I've been struggling lately with a sense of injustice. Struggling is perhaps too strong a word, but definitely wrestling — pondering, questioning, searching. The weight of the issue comes down to my manners, I suppose. As I get older, I find I'm having a harder time holding my tongue in situations where I KNOW I should. Even if the situation isn't right, or honest — if it isn't my business, I should hold my tongue. Right? I'm not so sure anymore.
My parents raised me under the "if you don't have anything nice to say, don't say anything at all" umbrella. I do, mostly, agree with that philosophy. But isn't the truth, even if sometimes damaging, the nice thing in the long run? I suppose that goes back to your intentions: malicious, or helpful. Lately I'm feeling like the line between malicious and helpful is really blurred — it might hurt one but be a genuinely good thing for the other. Or am I just rationalizing that decision? It's not easy to tell.
I don't really believe in karma, and have always had a hard time forgiving, so I think right now I'm searching for some sort of explanation about why life isn't fair. Why doesn't everyone get what's coming to them? Why don't the bad guys get screwed over in the end? Why do wonderful, nice, sweet people get hurt when they don't deserve it? I throw these questions out there as general questions to the universe about the unfairness I see so prevalent in life. I know, for the most part, I'm in no position to ask these questions, and others have faced these issues on a scale I'll never have to. I just can't help but wonder why and then, shouldn't I do my part to keep the truth alive?
Now, before I get 30 emails from friends and family asking what the heck is wrong with me, I'll let you all know that I am fine. I'm great, in fact! But I have been thinking on this topic a lot lately, so I thought I'd get it out.
This recipe is one that really makes you feel cozy. Our spring weather has been up and down quite dramatically, so when those cold snaps hit (after a warm one!), I'm back into cozy winter cooking. Beets and sweet potatoes make for a colorful (and flavorful!) hash, topped with soft eggs they are perfect for breakfast, lunch or dinner.

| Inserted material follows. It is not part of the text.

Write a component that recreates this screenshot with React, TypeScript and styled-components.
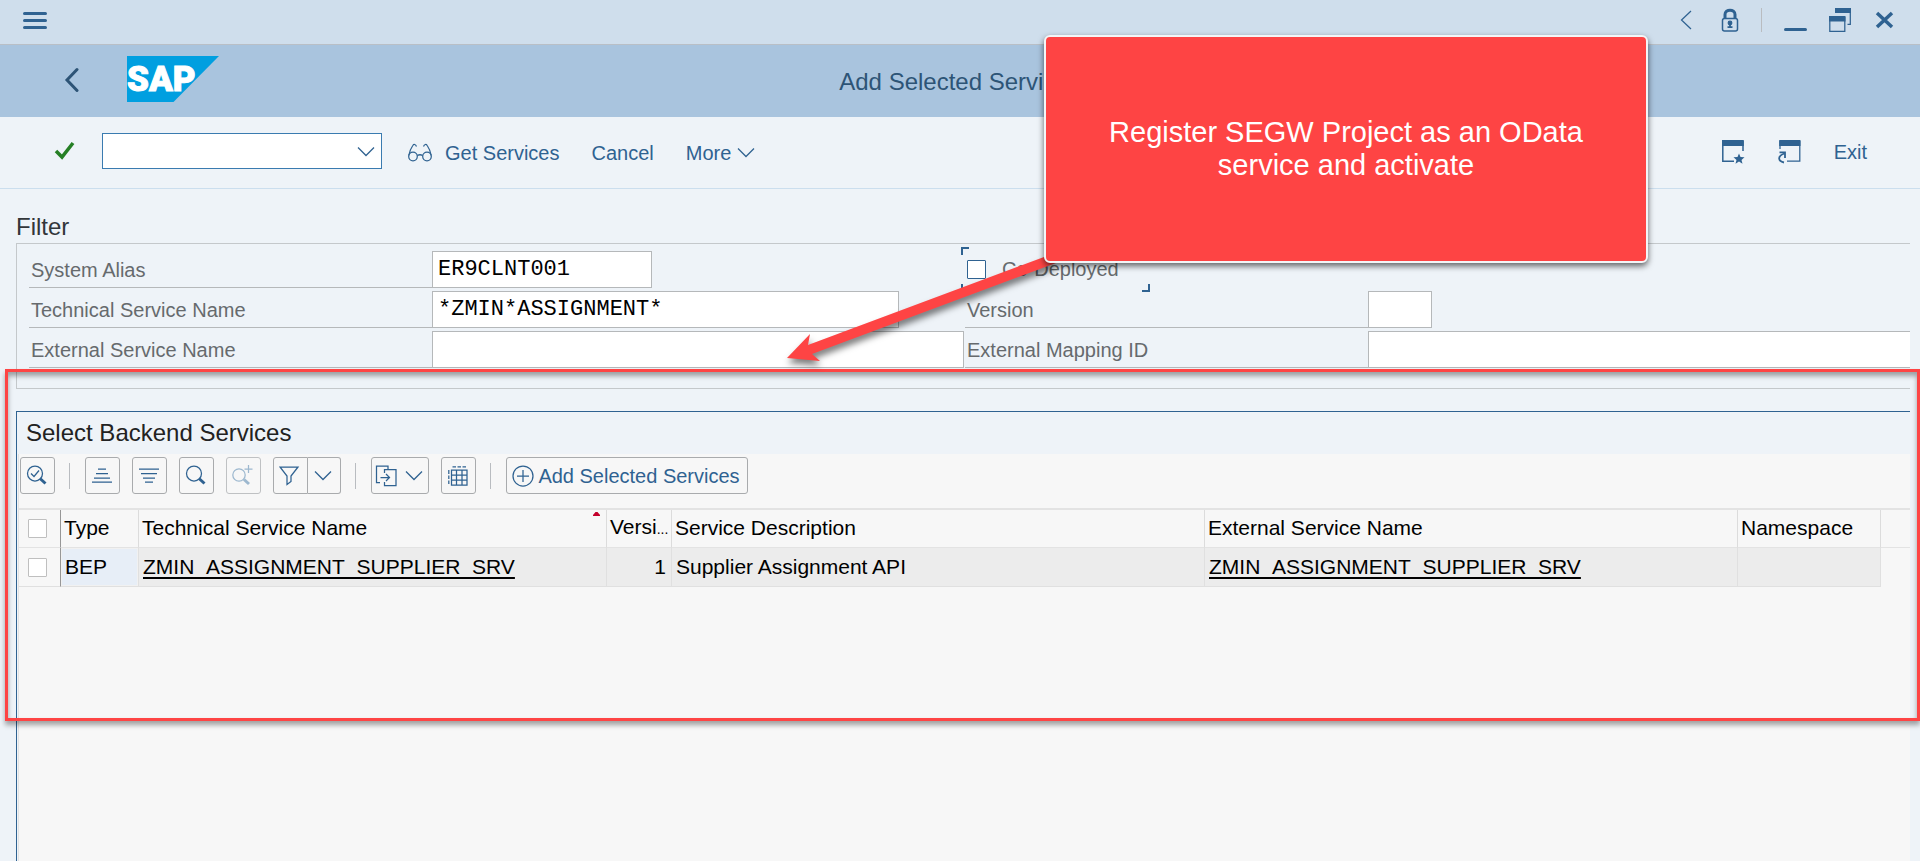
import React from "react";
import styled, { createGlobalStyle, css } from "styled-components";

const ink = "#2f6291";
const sans = '"Liberation Sans", Arial, sans-serif';
const mono = '"Liberation Mono", "DejaVu Sans Mono", monospace';

const GlobalStyle = createGlobalStyle`
  *, *::before, *::after { box-sizing: border-box; }
  body { margin: 0; background: #eef3f8; font-family: ${sans}; font-size: 20px; }
  button, input { font: inherit; color: inherit; margin: 0; }
  svg { display: block; flex: none; }
`;

const Page = styled.div`
  position: relative;
  display: flex;
  flex-direction: column;
  min-height: 100vh;
  overflow: hidden;
`;

const PlainButton = styled.button`
  display: inline-flex;
  align-items: center;
  padding: 0;
  border: 0;
  background: none;
  color: ${ink};
  line-height: 24px;
  white-space: nowrap;
  cursor: pointer;
`;

const SystemBar = styled.header`
  display: flex;
  align-items: center;
  justify-content: space-between;
  height: 45px;
  padding: 0 25px 4px 23px;
  background: #cfdeec;
  border-bottom: 1px solid #b9bfc6;
`;

const WindowControls = styled.div`
  display: flex;
  align-items: center;
  color: ${ink};
  gap: 22px;
`;

const Divider = styled.span<{ $height: number }>`
  flex: none;
  width: 1px;
  height: ${(p) => p.$height}px;
  background: #b9bcc0;
`;

const TitleBar = styled.div`
  display: grid;
  grid-template-columns: 1fr auto 1fr;
  align-items: center;
  height: 72px;
  padding: 0 64px;
  background: #a9c4de;
`;

const Brand = styled.div`
  display: flex;
  align-items: center;
  gap: 48px;
  padding-bottom: 4px;
`;

const PageTitle = styled.h1`
  margin: 0;
  padding-top: 2px;
  color: #2d5476;
  font-size: 24px;
  font-weight: 400;
  line-height: 28px;
`;

const CommandBar = styled.div`
  display: flex;
  align-items: center;
  height: 72px;
  padding: 0 53px 4px;
  border-bottom: 1px solid #cbdeee;
`;

const CommandBox = styled.div`
  display: flex;
  align-items: center;
  width: 280px;
  height: 36px;
  margin: 0 26px;
  padding: 2px 6px 0 0;
  border: 1px solid #3a7bb0;
  background: #fff;
`;

const CommandInput = styled.input`
  flex: 1;
  min-width: 0;
  height: 100%;
  padding: 0 6px;
  border: 0;
  outline: 0;
  background: transparent;
`;

const Commands = styled.nav`
  display: flex;
  flex: 1;
  gap: 32px;
  padding-top: 4px;
`;

const CommandsEnd = styled.div`
  display: flex;
  align-items: center;
  gap: 33px;
  padding-top: 2px;
`;

const Content = styled.main`
  display: flex;
  flex: 1;
  flex-direction: column;
  gap: 22px;
  margin: 24px 10px 0 16px;
`;

const SectionTitle = styled.h2`
  margin: 0 0 2px;
  color: #32363a;
  font-size: 24px;
  font-weight: 400;
  line-height: 28px;
`;

const FilterForm = styled.form`
  display: grid;
  grid-template-columns: 403px 533px 403px minmax(0, 1fr);
  grid-auto-rows: 37px;
  row-gap: 3px;
  padding: 7px 0 20px 12px;
  border: 1px solid #c4c8cb;
  border-right: 0;
`;

const FieldLabel = styled.label`
  padding-left: 2px;
  border-bottom: 1px solid #b5b8ba;
  color: #666a6d;
  line-height: 38px;
`;

const Field = styled.input<{ $width?: number }>`
  width: ${(p) => (p.$width ? `${p.$width}px` : "100%")};
  height: 37px;
  padding: 0 5px;
  border: 1px solid #b5b8ba;
  border-radius: 0;
  outline: 0;
  background: #fff;
  color: #000;
  font-family: ${mono};
  font-size: 22px;
  ${(p) => !p.$width && css`border-right: 0;`}
`;

const tick = `linear-gradient(${ink}, ${ink})`;

const CheckField = styled.label`
  position: relative;
  display: flex;
  align-items: center;
  grid-column: 3 / 5;
  gap: 16px;
  width: 185px;
  padding-left: 2px;
  color: #666a6d;

  &::before {
    content: "";
    position: absolute;
    inset: -4px 0 -4px -4px;
    background:
      ${tick} 0 0 / 8px 2px, ${tick} 0 0 / 2px 8px,
      ${tick} 100% 0 / 8px 2px, ${tick} 100% 0 / 2px 8px,
      ${tick} 0 100% / 8px 2px, ${tick} 0 100% / 2px 8px,
      ${tick} 100% 100% / 8px 2px, ${tick} 100% 100% / 2px 8px;
    background-repeat: no-repeat;
    pointer-events: none;
  }
`;

const CheckBox = styled.input.attrs({ type: "checkbox" })<{ $strong?: boolean }>`
  appearance: none;
  display: block;
  flex: none;
  width: 19px;
  height: 19px;
  border: 1px solid ${(p) => (p.$strong ? ink : "#bfbfbf")};
  border-radius: 1px;
  background: #fff;
`;

const Panel = styled.section`
  display: flex;
  flex: 1;
  flex-direction: column;
  border-top: 1px solid ${ink};
  border-left: 1px solid ${ink};
`;

const PanelTitle = styled.h2`
  margin: 0;
  padding-left: 9px;
  color: #222;
  font-size: 24px;
  font-weight: 400;
  line-height: 42px;
`;

const PanelBody = styled.div`
  flex: 1;
  min-height: 400px;
  margin-left: 1px;
  border-left: 1px solid #e2e2e2;
  background: #f7f7f7;
`;

const TableBar = styled.div`
  display: flex;
  align-items: center;
  height: 54px;
  padding: 0 1px 11px;
`;

const ToolGroup = styled.div`
  display: flex;
  gap: 12px;
`;

const BarDivider = styled(Divider)`
  margin: 0 15px 0 14px;
`;

const ToolButton = styled(PlainButton)<{ $width?: number; $join?: "left" | "right" }>`
  justify-content: center;
  gap: 4px;
  width: ${(p) => p.$width ?? 35}px;
  height: 37px;
  padding-right: 2px;
  border: 1px solid #a9abad;
  border-radius: 3px;
  ${(p) => p.$join === "left" && css`border-radius: 3px 0 0 3px;`}
  ${(p) => p.$join === "right" && css`border-left: 0; border-radius: 0 3px 3px 0;`}
  &:disabled { border-color: #bfc1c3; color: #9db8cf; cursor: default; }
`;

const SplitButton = styled.div`
  display: flex;
`;

const Grid = styled.table`
  width: 100%;
  table-layout: fixed;
  border-collapse: separate;
  border-spacing: 0;
  border-top: 2px solid #e3e3e3;
  color: #000;
  font-size: 21px;
  line-height: 24px;
`;

const HeadCell = styled.th<{ $rule?: string }>`
  position: relative;
  height: 38px;
  padding: 0 0 2px 3px;
  border-right: ${(p) => (p.$rule === "none" ? "0" : `1px solid ${p.$rule ?? "#dcdcdc"}`)};
  border-bottom: 1px solid #e3e3e3;
  font-weight: 400;
  text-align: left;
  white-space: nowrap;
`;

const Cell = styled.td<{ $kind?: "select" | "key" | "number" | "rest" }>`
  height: 39px;
  padding: 0 0 1px 4px;
  border-right: 1px solid #e0e0e0;
  border-bottom: 1px solid #e0e0e0;
  background: #ececec;
  white-space: nowrap;
  ${(p) => p.$kind === "select" && css`background: none; border-right-color: #979797; padding: 0 0 0 9px;`}
  ${(p) => p.$kind === "key" && css`background: #e7eef7; background-clip: padding-box; box-shadow: inset 0 0 0 1px #f1f1f1;`}
  ${(p) => p.$kind === "number" && css`padding: 0 5px 1px 0; text-align: right;`}
  ${(p) => p.$kind === "rest" && css`background: none; border: 0;`}
`;

const SelectHead = styled(HeadCell)`
  padding: 0 0 0 9px;
`;

const Dots = styled.span`
  font-size: 14px;
`;

const SortMark = styled.svg`
  position: absolute;
  top: 2px;
  right: 6px;
`;

const ServiceLink = styled.a`
  color: #000;
  text-decoration: underline;
  text-decoration-thickness: 2px;
  text-underline-offset: 3px;
  text-decoration-skip-ink: none;
`;

const Highlight = styled.div`
  position: absolute;
  top: 369px;
  right: 0;
  left: 5px;
  height: 352px;
  border: 3px solid #fe4444;
  box-shadow: 0 4px 5px rgba(0, 0, 0, 0.35), inset 0 4px 5px rgba(0, 0, 0, 0.35);
  pointer-events: none;
`;

const Arrow = styled.svg`
  position: absolute;
  top: 250px;
  left: 780px;
  filter: drop-shadow(1px 5px 3px rgba(0, 0, 0, 0.5));
  pointer-events: none;
`;

const Callout = styled.aside`
  position: absolute;
  top: 35px;
  left: 1044px;
  display: flex;
  align-items: center;
  justify-content: center;
  width: 604px;
  height: 228px;
  padding: 0 50px;
  border: 2px solid #f3f5f7;
  border-radius: 6px;
  background: #fe4444;
  box-shadow: 0 3px 6px rgba(0, 0, 0, 0.6);
  color: #fff;
  font-size: 29px;
  line-height: 33px;
  text-align: center;
`;

type DrawingProps = { w: number; h: number; sw?: number; children: React.ReactNode };

const Drawing = ({ w, h, sw = 1.25, children }: DrawingProps) => (
  <svg width={w} height={h} viewBox={`0 0 ${w} ${h}`} fill="none" stroke="currentColor" strokeWidth={sw} aria-hidden="true">
    {children}
  </svg>
);

const ChevronDown = () => (
  <Drawing w={18} h={11}>
    <path d="M1 1.5 9 9.5 17 1.5" />
  </Drawing>
);

const Logo = () => (
  <svg width="92" height="46" viewBox="0 0 92 46" role="img" aria-label="SAP">
    <path d="M0 0H92L46.500 46H0Z" fill="#009fe0" />
    <text x="0" y="35" fill="#fff" stroke="#fff" strokeWidth="1" fontFamily='Roboto, "Liberation Sans", sans-serif' fontWeight="900" fontSize="35">
      SAP
    </text>
  </svg>
);

const Magnifier = () => (
  <>
    <circle cx="9" cy="8.500" r="7.500" />
    <path d="M14 13.500 19.500 18.500" strokeWidth="3" />
  </>
);

const filterRows = [
  { id: "alias", label: "System Alias", value: "ER9CLNT001", width: 220 },
  { id: "technical", label: "Technical Service Name", value: "*ZMIN*ASSIGNMENT*", width: 467 },
  { id: "external", label: "External Service Name", value: "", width: 532 },
];

const columnWidths = [42, 78, 468, 65, 533, 533, 143];

const services = [
  { type: "BEP", name: "ZMIN_ASSIGNMENT_SUPPLIER_SRV", version: 1, description: "Supplier Assignment API", namespace: "" },
];

const FilterRow = ({ row }: { row: (typeof filterRows)[number] }) => (
  <>
    <FieldLabel htmlFor={row.id}>{row.label}</FieldLabel>
    <Field id={row.id} defaultValue={row.value} $width={row.width} />
  </>
);

export default function App() {
  return (
    <Page>
      <GlobalStyle />
      <SystemBar>
        <PlainButton aria-label="Menu">
          <Drawing w={24} h={17} sw={3}>
            <path d="M1.500 1.500H22.500M1.500 8.500H22.500M1.500 15.500H22.500" strokeLinecap="round" />
          </Drawing>
        </PlainButton>
        <WindowControls>
          <PlainButton aria-label="Previous">
            <Drawing w={20} h={20}>
              <path d="M12 1 2.500 10 12 19" />
            </Drawing>
          </PlainButton>
          <PlainButton aria-label="Locked">
            <Drawing w={18} h={24}>
              <rect x="1.500" y="10.500" width="15" height="12.500" rx="2" strokeWidth="1.500" />
              <path d="M4 11V6.500C4 0.800 14 0.800 14 6.500V11" strokeWidth="3" />
              <circle cx="9" cy="15" r="1.800" fill="currentColor" />
              <path d="M9 15V19M6.500 19.200H11.500" strokeWidth="1.800" />
            </Drawing>
          </PlainButton>
          <Divider $height={24} />
          <PlainButton aria-label="Minimize">
            <Drawing w={23} h={24} sw={3}>
              <path d="M1.500 21.500H21.500" strokeLinecap="round" />
            </Drawing>
          </PlainButton>
          <PlainButton aria-label="Restore">
            <Drawing w={24} h={24}>
              <path d="M6 0H22V5H6Z" fill="currentColor" stroke="none" />
              <path d="M21.300 4V16.300H18.500M0.800 9V23.300H15.800V9" />
              <path d="M0 8H16.500V13.500H0Z" fill="currentColor" stroke="none" />
            </Drawing>
          </PlainButton>
          <PlainButton aria-label="Close">
            <Drawing w={20} h={18} sw={3.5}>
              <path d="M2 2 17 16M17 2 2 16" />
            </Drawing>
          </PlainButton>
        </WindowControls>
      </SystemBar>

      <TitleBar>
        <Brand>
          <PlainButton aria-label="Back">
            <Drawing w={15} h={26} sw={3}>
              <path d="M13 3.500 3 14 13 24.500" stroke="#2d5476" strokeLinecap="round" />
            </Drawing>
          </PlainButton>
          <Logo />
        </Brand>
        <PageTitle>Add Selected Services</PageTitle>
      </TitleBar>

      <CommandBar>
        <PlainButton aria-label="Enter">
          <Drawing w={23} h={22} sw={3.5}>
            <path d="M3 11 9 17 20 3" stroke="#257f25" />
          </Drawing>
        </PlainButton>
        <CommandBox>
          <CommandInput aria-label="Command" />
          <PlainButton aria-label="Show history">
            <ChevronDown />
          </PlainButton>
        </CommandBox>
        <Commands>
          <PlainButton>
            <Drawing w={37} h={20}>
              <circle cx="5" cy="13.500" r="4.300" />
              <circle cx="19" cy="13.500" r="4.300" />
              <path d="M9.300 12.500Q12 11 14.700 12.500M0.800 12.500C1.500 9 3 5 4.800 2.500 5.800 1 7.500 1 8.500 3.500M23.200 12.500C22.500 9 21 5 19.200 2.500 18.200 1 16.500 1 15.500 3.500" />
            </Drawing>
            Get Services
          </PlainButton>
          <PlainButton>Cancel</PlainButton>
          <PlainButton>
            More&nbsp;
            <ChevronDown />
          </PlainButton>
        </Commands>
        <CommandsEnd>
          <PlainButton aria-label="Create favorite">
            <Drawing w={23} h={24}>
              <path d="M0.800 1V21.200H12M21 1V11" strokeWidth="1.500" />
              <path d="M0 0H21.800V6H0Z" fill="currentColor" stroke="none" />
              <path d="m17 13.500 1.500 3.500 4 .3-3 2.600 1 3.800-3.500-2.100-3.500 2.100 1-3.800-3-2.600 4-.3z" fill="currentColor" stroke="none" />
            </Drawing>
          </PlainButton>
          <PlainButton aria-label="Create shortcut">
            <Drawing w={23} h={24}>
              <path d="M2 9V1M21.800 1V21.200H9" />
              <path d="M1.200 0H22.500V6H1.200Z" fill="currentColor" stroke="none" />
              <path d="M6 22.500C-1 21 0 15.500 6.500 13.500" strokeWidth="1.800" />
              <path d="M1.500 12.300H7V18" strokeWidth="1.800" />
            </Drawing>
          </PlainButton>
          <PlainButton>Exit</PlainButton>
        </CommandsEnd>
      </CommandBar>

      <Content>
        <section>
          <SectionTitle>Filter</SectionTitle>
          <FilterForm>
            <FilterRow row={filterRows[0]} />
            <CheckField>
              <CheckBox $strong />
              Co-Deployed
            </CheckField>
            <FilterRow row={filterRows[1]} />
            <FieldLabel htmlFor="version">Version</FieldLabel>
            <Field id="version" $width={64} />
            <FilterRow row={filterRows[2]} />
            <FieldLabel htmlFor="mapping">External Mapping ID</FieldLabel>
            <Field id="mapping" />
          </FilterForm>
        </section>

        <Panel>
          <PanelTitle>Select Backend Services</PanelTitle>
          <PanelBody>
            <TableBar>
              <ToolButton aria-label="Details">
                <Drawing w={21} h={21}>
                  <Magnifier />
                  <path d="m5 8.500 3 3 5-6" />
                </Drawing>
              </ToolButton>
              <BarDivider $height={26} />
              <ToolGroup>
                <ToolButton aria-label="Sort ascending">
                  <Drawing w={20} h={15}>
                    <path d="M6 1H14M4 5.500H16M2 10H18M0 14H20" />
                  </Drawing>
                </ToolButton>
                <ToolButton aria-label="Sort descending">
                  <Drawing w={20} h={15}>
                    <path d="M0 1H20M2 5.500H18M4 10H16M6 14H14" />
                  </Drawing>
                </ToolButton>
                <ToolButton aria-label="Find">
                  <Drawing w={21} h={21}>
                    <Magnifier />
                  </Drawing>
                </ToolButton>
                <ToolButton aria-label="Find next" disabled>
                  <Drawing w={21} h={21}>
                    <circle cx="7" cy="10" r="6.200" />
                    <path d="M12 14.500 17 19" strokeWidth="3" />
                    <path d="M16.500 0V8M12.500 4H20.500" />
                  </Drawing>
                </ToolButton>
                <SplitButton>
                  <ToolButton aria-label="Set filter" $join="left">
                    <Drawing w={22} h={20}>
                      <path d="M1 1H19L12 10V15.500L8 18.500V10Z" />
                    </Drawing>
                  </ToolButton>
                  <ToolButton aria-label="Filter options" $join="right" $width={33}>
                    <ChevronDown />
                  </ToolButton>
                </SplitButton>
              </ToolGroup>
              <BarDivider $height={26} />
              <ToolGroup>
                <ToolButton aria-label="Export" $width={58}>
                  <Drawing w={26} h={22}>
                    <path d="M5 17.500H1.500V1H13V4.500M9.500 8V4.500H21V20.500H9.500V17M5.500 12.500H14.500M11 9 14.500 12.500 11 16" />
                  </Drawing>
                  <ChevronDown />
                </ToolButton>
                <ToolButton aria-label="Change layout">
                  <Drawing w={20} h={20}>
                    <path d="M3.500 4H19V19H3.500ZM8.500 4V19M14 4V19M3.500 9H19M3.500 14H19" />
                    <path d="M4.500 0.800H8M9.500 0.800H13M14.500 0.800H18M0.800 4V8M0.800 9.500V13M0.800 14.500V18" />
                  </Drawing>
                </ToolButton>
              </ToolGroup>
              <BarDivider $height={26} />
              <ToolButton $width={242}>
                <Drawing w={22} h={22}>
                  <circle cx="11" cy="11" r="10" />
                  <path d="M11 5V17M5 11H17" />
                </Drawing>
                Add Selected Services
              </ToolButton>
            </TableBar>

            <Grid>
              <colgroup>
                {columnWidths.map((width, i) => (
                  <col key={i} width={width} />
                ))}
                <col />
              </colgroup>
              <thead>
                <tr>
                  <SelectHead $rule="#979797">
                    <CheckBox aria-label="Select all rows" />
                  </SelectHead>
                  <HeadCell>Type</HeadCell>
                  <HeadCell>
                    Technical Service Name
                    <SortMark width="7" height="4" viewBox="0 0 7 4" aria-hidden="true">
                      <path d="M0 4V3L2.500 0H4.500L7 3V4Z" fill="#c4002b" />
                    </SortMark>
                  </HeadCell>
                  <HeadCell>
                    Versi<Dots>...</Dots>
                  </HeadCell>
                  <HeadCell>Service Description</HeadCell>
                  <HeadCell>External Service Name</HeadCell>
                  <HeadCell>Namespace</HeadCell>
                  <HeadCell $rule="none" />
                </tr>
              </thead>
              <tbody>
                {services.map((s) => (
                  <tr key={s.name}>
                    <Cell $kind="select">
                      <CheckBox aria-label={`Select ${s.name}`} />
                    </Cell>
                    <Cell $kind="key">{s.type}</Cell>
                    <Cell>
                      <ServiceLink href="#technical">{s.name}</ServiceLink>
                    </Cell>
                    <Cell $kind="number">{s.version}</Cell>
                    <Cell>{s.description}</Cell>
                    <Cell>
                      <ServiceLink href="#external">{s.name}</ServiceLink>
                    </Cell>
                    <Cell>{s.namespace}</Cell>
                    <Cell $kind="rest" />
                  </tr>
                ))}
              </tbody>
            </Grid>
          </PanelBody>
        </Panel>
      </Content>

      <Highlight />
      <Arrow width="290" height="120" viewBox="780 250 290 120" aria-hidden="true">
        <path d="M787 358 810 334 808 345 1044 257 1056 263 812 354 820 361Z" fill="#fe4444" />
      </Arrow>
      <Callout>Register SEGW Project as an OData service and activate</Callout>
    </Page>
  );
}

I think I've had this dish for all three in the last week!Print
- 4 strips of bacon, chopped
- ½ small onion, diced
- 3 large beets, scrubbed and cubed
- 1 large sweet potato, scrubbed and cubed
- ½ tsp salt
- 1 tsp pepper
- ½ tsp crushed red pepper flakes
- 3-4 eggs
- 2 green onions, chopped
- In a large cast iron skillet over medium-low heat, cook the bacon until done but not crisp. Remove from the pan and set aside, leaving the fat.
- Add the onions to the pan and cook for 2 minutes.
- Add the beets to the pan, and cook for 5-7 minutes.
- Add the sweet potato to the pan and cook for 15-20 minutes, stirring every 5 minutes, until both the beets and sweet potatoes are fork-tender. Allow pieces to brown on the bottom of the pan during this process!
- Add the salt, pepper, red pepper flakes, and return the bacon to the pan. Mix thoroughly.
- Make three (or four) slight wells in the mixture, crack an egg into each well, and cover the pan with a lid. Let cook until the eggs are set, about 5 minutes.
- When the eggs are done, remove from heat, top with chopped green onions, and enjoy!